Gov. Palin's official announcement that she is resigning as chief executive of the great state of Alaska had all the depth and gravitas of a 13-year-old's review of the Jonas Brothers' album on Facebook. She even quoted her parents' refrigerator magnet. (Note to self: if one of my kids becomes governor, throw away the refrigerator magnet that says: "Murray's Oyster Bar: We Shuck Em, You Suck Em!") She put her son's name in quotations marks. Why? Who knows. She writes, "I promised efficiencies and effectiveness!?" Was she exclaiming or questioning? I get it: both! And I don't even know what to make of a sentence that reads:

*((Gotta put First Things First))*

Ponder the fact that Rupert Murdoch's Harper Collins publishing house is paying this, umm, writer $11 million for a book. Ponder that and say a prayer for Ms. Palin's editor.

I'm no latter-day Strunk & White, just a guy who was struck by Palin's spectacularly rambling and infantile prose. It bespeaks a rambling and infantile mind. But perhaps not. …But does anyone believe that's why she's resigning? No, there's more to this story. And Ms. Palin's resignation only increases the chances that we will all know the rest of the story soon. Or, as she might put it:

We will all KNOW the "rest of the Story" *((SOON!))*


Alas, the weird have, indeed, turned pro. And they have their own political party and media apparatus. And, as you might expect, after a few hours of sharing a “WTF” moment with the rest of us, the usual crew of FOX News types set about to explain why Palin’s resignation in the middle of her first term as governor of a state of less than 700,000 people is a brilliant tactic in her quest to lead the free world. You can always count on Bill Kristol to
answer the call, no matter how challenging:
Bill Kristol, a conservative columnist who's been one of Palin's biggest cheerleaders, says the governor is making a "high-risk move" in an attempt to position herself for 2012.

"This does give her a chance to travel the country and campaign for Republican candidates," said Kristol, who played a key role last summer in convincing John McCain to tap the junior governor as his running mate.

"I think she could have a very strong year and a half here ... she's really just getting out there and it's going to depend on her talents and her abilities. She now feels she can get out and be on her own."

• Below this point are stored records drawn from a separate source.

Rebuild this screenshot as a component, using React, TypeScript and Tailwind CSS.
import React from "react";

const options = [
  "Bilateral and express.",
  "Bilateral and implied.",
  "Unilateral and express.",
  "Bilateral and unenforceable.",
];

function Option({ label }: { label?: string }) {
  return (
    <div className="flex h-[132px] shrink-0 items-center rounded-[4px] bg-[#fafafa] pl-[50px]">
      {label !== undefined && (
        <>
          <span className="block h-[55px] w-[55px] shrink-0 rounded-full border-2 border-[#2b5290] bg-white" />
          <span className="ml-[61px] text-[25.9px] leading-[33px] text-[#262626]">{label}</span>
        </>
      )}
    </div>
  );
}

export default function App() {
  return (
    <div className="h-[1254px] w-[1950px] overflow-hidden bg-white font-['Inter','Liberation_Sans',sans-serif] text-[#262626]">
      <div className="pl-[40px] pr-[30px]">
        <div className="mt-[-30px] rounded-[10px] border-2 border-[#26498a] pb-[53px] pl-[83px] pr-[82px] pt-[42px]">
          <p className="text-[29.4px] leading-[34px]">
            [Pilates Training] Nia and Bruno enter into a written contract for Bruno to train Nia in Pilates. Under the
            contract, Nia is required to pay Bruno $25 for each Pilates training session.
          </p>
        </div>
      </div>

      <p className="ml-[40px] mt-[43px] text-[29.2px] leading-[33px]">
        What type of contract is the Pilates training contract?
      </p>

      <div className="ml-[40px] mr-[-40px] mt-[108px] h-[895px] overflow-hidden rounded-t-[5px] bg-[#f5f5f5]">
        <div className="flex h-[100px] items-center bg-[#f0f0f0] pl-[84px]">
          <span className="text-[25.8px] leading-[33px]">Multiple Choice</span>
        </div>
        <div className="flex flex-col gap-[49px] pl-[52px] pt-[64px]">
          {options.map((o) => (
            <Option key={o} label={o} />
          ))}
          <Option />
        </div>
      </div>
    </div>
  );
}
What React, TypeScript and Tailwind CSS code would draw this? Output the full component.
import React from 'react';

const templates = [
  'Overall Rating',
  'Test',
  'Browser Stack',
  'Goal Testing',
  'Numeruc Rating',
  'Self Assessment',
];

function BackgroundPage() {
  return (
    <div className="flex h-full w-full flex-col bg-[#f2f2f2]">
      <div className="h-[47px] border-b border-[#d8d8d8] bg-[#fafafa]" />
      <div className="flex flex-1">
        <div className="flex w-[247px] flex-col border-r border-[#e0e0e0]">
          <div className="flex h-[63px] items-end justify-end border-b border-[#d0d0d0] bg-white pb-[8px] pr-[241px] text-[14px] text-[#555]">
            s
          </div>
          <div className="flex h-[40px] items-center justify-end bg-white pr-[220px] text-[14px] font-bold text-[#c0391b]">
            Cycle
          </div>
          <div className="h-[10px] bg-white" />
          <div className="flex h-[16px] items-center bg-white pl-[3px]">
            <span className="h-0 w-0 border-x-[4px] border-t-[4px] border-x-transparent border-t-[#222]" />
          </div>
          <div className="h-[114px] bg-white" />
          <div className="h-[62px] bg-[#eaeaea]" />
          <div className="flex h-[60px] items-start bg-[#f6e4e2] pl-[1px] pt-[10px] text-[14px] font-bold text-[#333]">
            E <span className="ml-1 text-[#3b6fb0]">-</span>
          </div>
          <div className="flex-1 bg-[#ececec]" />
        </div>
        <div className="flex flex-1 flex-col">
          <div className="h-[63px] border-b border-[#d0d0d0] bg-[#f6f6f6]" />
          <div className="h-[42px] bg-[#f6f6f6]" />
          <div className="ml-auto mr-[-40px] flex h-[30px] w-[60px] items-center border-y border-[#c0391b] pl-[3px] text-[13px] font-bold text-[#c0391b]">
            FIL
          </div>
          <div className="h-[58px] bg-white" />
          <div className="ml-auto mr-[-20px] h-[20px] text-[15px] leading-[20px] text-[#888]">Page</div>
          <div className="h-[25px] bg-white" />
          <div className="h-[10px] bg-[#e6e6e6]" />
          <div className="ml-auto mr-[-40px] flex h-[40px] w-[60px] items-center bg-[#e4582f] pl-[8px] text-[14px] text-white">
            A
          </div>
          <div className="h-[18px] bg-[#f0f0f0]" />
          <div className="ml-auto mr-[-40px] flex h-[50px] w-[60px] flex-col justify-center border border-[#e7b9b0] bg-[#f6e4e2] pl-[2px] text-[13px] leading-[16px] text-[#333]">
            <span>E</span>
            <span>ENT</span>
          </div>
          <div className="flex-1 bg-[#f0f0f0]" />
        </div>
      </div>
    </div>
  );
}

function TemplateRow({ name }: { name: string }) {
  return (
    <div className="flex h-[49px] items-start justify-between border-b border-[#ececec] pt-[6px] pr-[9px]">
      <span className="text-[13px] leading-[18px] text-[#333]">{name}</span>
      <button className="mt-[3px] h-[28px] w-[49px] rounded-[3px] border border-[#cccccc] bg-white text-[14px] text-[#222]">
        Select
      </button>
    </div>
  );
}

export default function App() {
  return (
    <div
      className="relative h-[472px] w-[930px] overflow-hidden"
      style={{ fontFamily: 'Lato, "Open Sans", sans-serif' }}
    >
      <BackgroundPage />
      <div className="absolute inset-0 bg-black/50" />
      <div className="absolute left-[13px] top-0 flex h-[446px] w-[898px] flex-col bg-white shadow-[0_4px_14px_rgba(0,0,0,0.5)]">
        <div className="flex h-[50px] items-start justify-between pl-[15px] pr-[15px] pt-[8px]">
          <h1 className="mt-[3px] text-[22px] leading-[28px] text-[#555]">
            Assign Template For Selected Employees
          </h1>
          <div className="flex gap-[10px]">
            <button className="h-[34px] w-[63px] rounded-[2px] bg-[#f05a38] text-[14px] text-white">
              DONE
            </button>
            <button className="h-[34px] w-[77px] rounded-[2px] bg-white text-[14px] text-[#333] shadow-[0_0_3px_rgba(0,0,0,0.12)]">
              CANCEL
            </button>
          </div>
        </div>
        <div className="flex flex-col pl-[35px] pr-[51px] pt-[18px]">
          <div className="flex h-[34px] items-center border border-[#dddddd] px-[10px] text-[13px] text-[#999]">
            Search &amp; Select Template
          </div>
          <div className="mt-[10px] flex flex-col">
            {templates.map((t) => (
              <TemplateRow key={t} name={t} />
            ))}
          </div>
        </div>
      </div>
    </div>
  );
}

Bill Kristol, you might recall, was given a prime editorial page column in the New York Times, which mercifully lasted only a year. Which raises the question, just how consistently wrong does someone have to be in order to lose all credibility and no longer be part of the mainstream pundit dialogue? After the New York Times dumped him (a truly horrible one-year experiment in giving a right-wing lunatic an even larger audience than he gets with merely FOX News, the Wall Street Journal and the Weekly Standard), the Washington Post picked him up. Is there really anyone in the country who wakes up in the morning and thinks, “I wonder what Bill Kristol would have to say about that?” Forget ideology or partisan leanings. It should simply be a requirement for any pundit in any major media outlet that he or she has been generally more right than wrong over his or her career (or, heck, in just the recent past). And to the extent he or she has been wrong, there should be some evidence that he or she has acknowledged that error and understands why he or she went wrong. In other words, there should be some reason for us to care what he or she thinks. Instead, we get this polarized, “shape of the world, views differ” attempt at some kind of ostensive ideological “balance” that continues to give a forum (or multiple forums) to guys like Kristol and John Bolton who are consistently, objectively wrong about EVERYTHING.

The weird have, indeed, turned pro.

Let’s just enjoy the fact that they are no longer running the country – at least for a while.

5 comments:

Gilmoure said...

The Compact Oxford English Dictionary refers to postmodernism as "a style and concept in the arts characterized by distrust of theories and ideologies and by the drawing of attention to conventions."

The whole 'fair & balanced' zeitgeist of the last 10-12 years is very odd. It has been a wonderful tool though, to battle rational thought, education and wisdom. It's like the right wing strategists went and started constructing an entire postmodernist view of the world. Is very Orwellian.